All publications mentioned are incorporated by reference for the purpose of describing and disclosing, for example, the designs and methodologies that are described in the publications that might be used in connection with the presently described invention. The publications listed or discussed above, below and throughout the text are provided solely for their disclosure prior to the filing date of the present application. Nothing herein is to be construed as an admission that the inventors are not entitled to antedate such disclosure by virtue of prior invention.
In order to further understand the goal, characteristics and effect of the present invention, a number of embodiments along with the drawings are illustrated as following:
Referring to
Moreover, the brushless motor in the present invention is referred to as a three-phase brushless motor with thirty-six slots and forty poles, and the winding process is accomplished in a horizontal pattern by the automatic winding machine.

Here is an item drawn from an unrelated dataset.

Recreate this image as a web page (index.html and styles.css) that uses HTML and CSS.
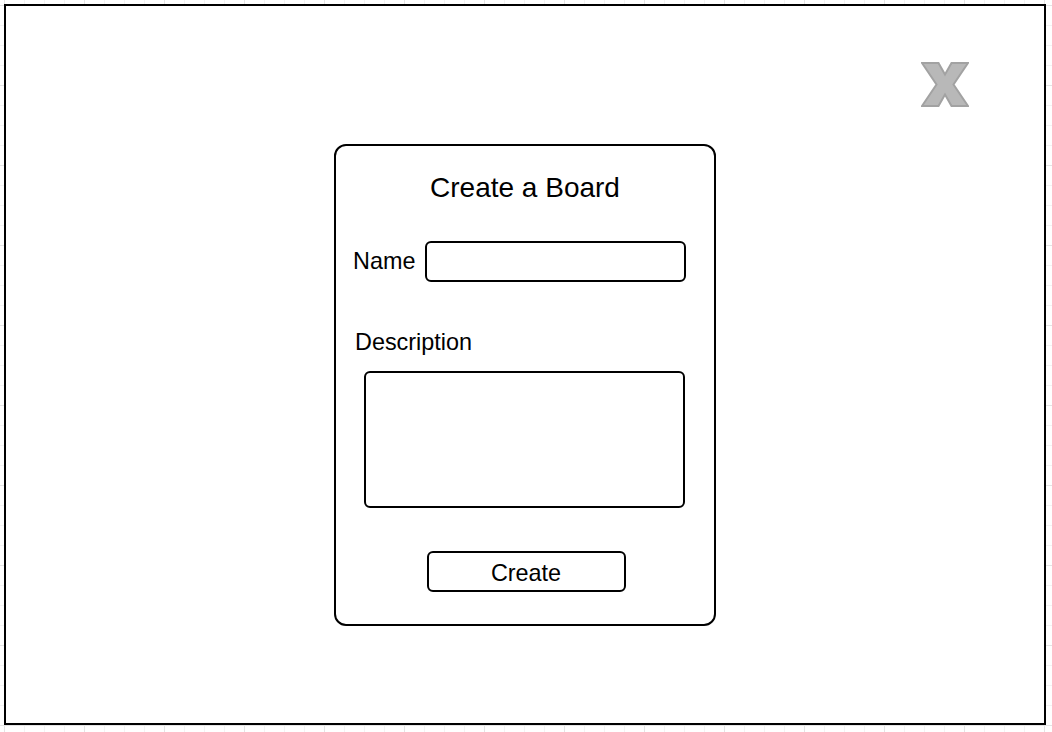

Furthermore, the permanent magnets (21) in the present invention are formed of Samarium-cobalt magnet (SmCo magnet) which can improve the life of the motor, but it also significantly raises the cost of the manufacturing. Thus, the overall qualitative and quantitative evaluation is illustrated as followings: (i) the most widely used type of magnet for a conventional motor is NdFeB which is inexpensive and has high coercivity. However, this kind of magnet tends to be vulnerable to corrosion which leads unfavorable results such as lowering the magnetic flux, causing uneven N/S poles, or further making motor running roughly, such that it needs to add a protective coating such as Electric Trivalent Chromium Coating or Electroless Nickel Coating to prevent exposure to the atmosphere; (ii) the brushless motor in the present invention is applied to a drone or an aircraft such that it must be able to endure harsh weathers to prevent the coating layer from cracking and to pass the aircraft inspections by the Federal Aviation Administration (FAA). Thus, the SmCo magnet which can work in a wide range of temperature is a preferred material for a brushless motor; and (iii) the SmCo magnet is advantageous because it has a strong resistance to corrosion and oxidation, and can be used in high temperature. However, since the SmCo magnet is expensive, the present invention adopts an embodiment which has multi-poles and multi-slots to improve the efficiency of motor and lower the cost and the weight of motor. In addition, the present invention adopts a semi-automatic winding system to reduce the lacks of manual winding such as time-wasting and high labor cost.
Comparing with conventional motor, the present invention is advantageous because: (i) by applying particular winding structure and stator core, the magnetic field of the motor and the electric field generated by the windings (50) are in the same direction when motor activated, so that the direction of the eddy current generated by electromagnetic induction is in horizontal direction thereby reducing the probability of eddy current losses when motor switching the phase, saving the energy, increasing the torsion of motor and improving the flight time of a drone. Also, the brushless motor of the present invention can provide higher power density because it has thirty-six slots which is four times of the conventional motors which only have nine slots. Thus, the distance between each of two slots in the present invention is shorter by four times, compared to the conventional motors, resulting in achieving the efficiency of the motor to 94-98%; and (ii) the automatic winding method and the technology of permanent-magnet synchronous motor which are applied in the present invention can lower the cost of manufacturing and labor, and allow the present invention to have wider applications thereby enhancing market competitiveness.
Having described the invention by the description and illustrations above, it should be understood that these are exemplary of the invention and are not to be considered as limiting. Accordingly, the invention is not to be considered as limited by the foregoing description, but includes any equivalents.